Team improves structural health monitoring with magnetostrictive transducer

A new, more powerful generation of a patented Southwest Research Institute magnetostrictive sensor withstands extreme temperatures, automatically adjusts frequencies and incorporates a stronger magnet. The compact magnetostrictive transducer (MsT) more accurately detects potential problems in oil, gas and chemical industry metal and nonmetal structures such as pipelines, storage tanks and anchor rods.

"The MsT system offers the next level of signal strength. This user-friendly technology more precisely locates structural issues," said Dr. Sergey Vinogradov, an SwRI staff engineer who led the initiative to improve the sensor. "It is an extremely reliable, state-of-the-art, durable sensor that you can install just about anywhere from subsea to open space."

The circular, hard-shell MsT sensor clamps around pipes and other structures and is available in circumferences ranging from one-half inch to 70 inches. It detects material flaws, corrosion and areas at risk of developing cracks and leaks. At just 1.1 inches wide, MsT uses less shear-wave couplant, a gel that aids energy transmission, and requires less clamping force when dry coupled, meaning when no couplant is used.

The MsT sensor can be permanently installed on a structure to provide ongoing monitoring. A battery-operated hub collects and wirelessly transmits data from the sensor and can connect to multiple sensors at once. The hub can be programmed to change the sensors' frequencies automatically to meet industry safety standards, which require a structure be tested using at least two frequencies.

"The MsT is compact and easy to install, but it's also more convenient. With this improved sensor, the operator does not change hardware to change frequencies. And this function is automated, which reduces human error," Vinogradov said. "This feature is especially useful when the sensors need to be installed at multiple, hard-to-access locations daily."
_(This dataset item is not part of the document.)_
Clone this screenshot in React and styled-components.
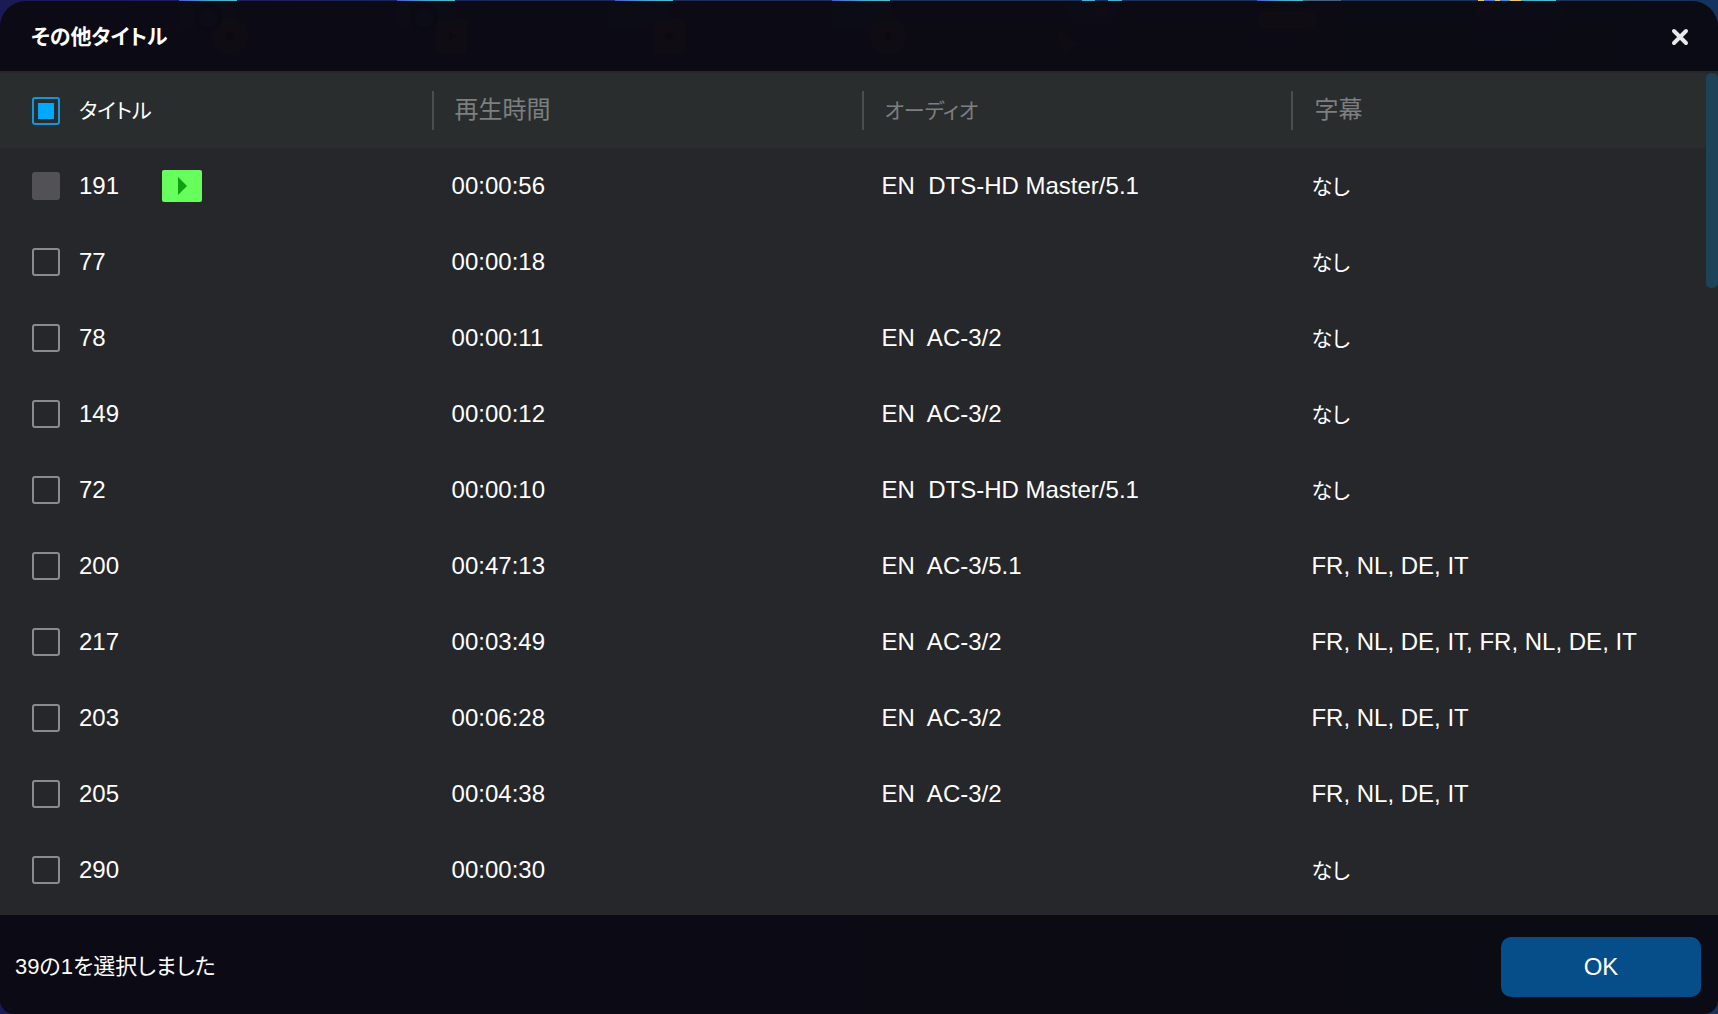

High temperatures accelerate corrosion in metal structures. For that reason, MsT is designed to withstand up to 500 degrees Celsius (932 F). It can be installed on extremely hot structures to detect weaknesses and can also withstand temperatures significantly below freezing.

Additionally, the sensor can now scan a structure in segments, providing more thorough inspections. MsT has also made the time-consuming task of shifting from transversal to longitudinal guided waves easier with the flip of a built-in switch. Longitudinal waves are ideal for buried pipes, while transversal waves are better for inspecting structures filled with fluids.

This past spring, the American Society for Nondestructive Testing (ASNT) presented Vinogradov with the 2018 Research Recognition for Innovation Award for the MsT sensor. The award recognizes highly distinguished breakthroughs in nondestructive evaluation and testing research.

Vinogradov and his team are showcasing the MsT sensor at the ASNT Annual Meeting, October 28—30, 2018, at booth 932 at the George R. Brown Convention Center in Houston.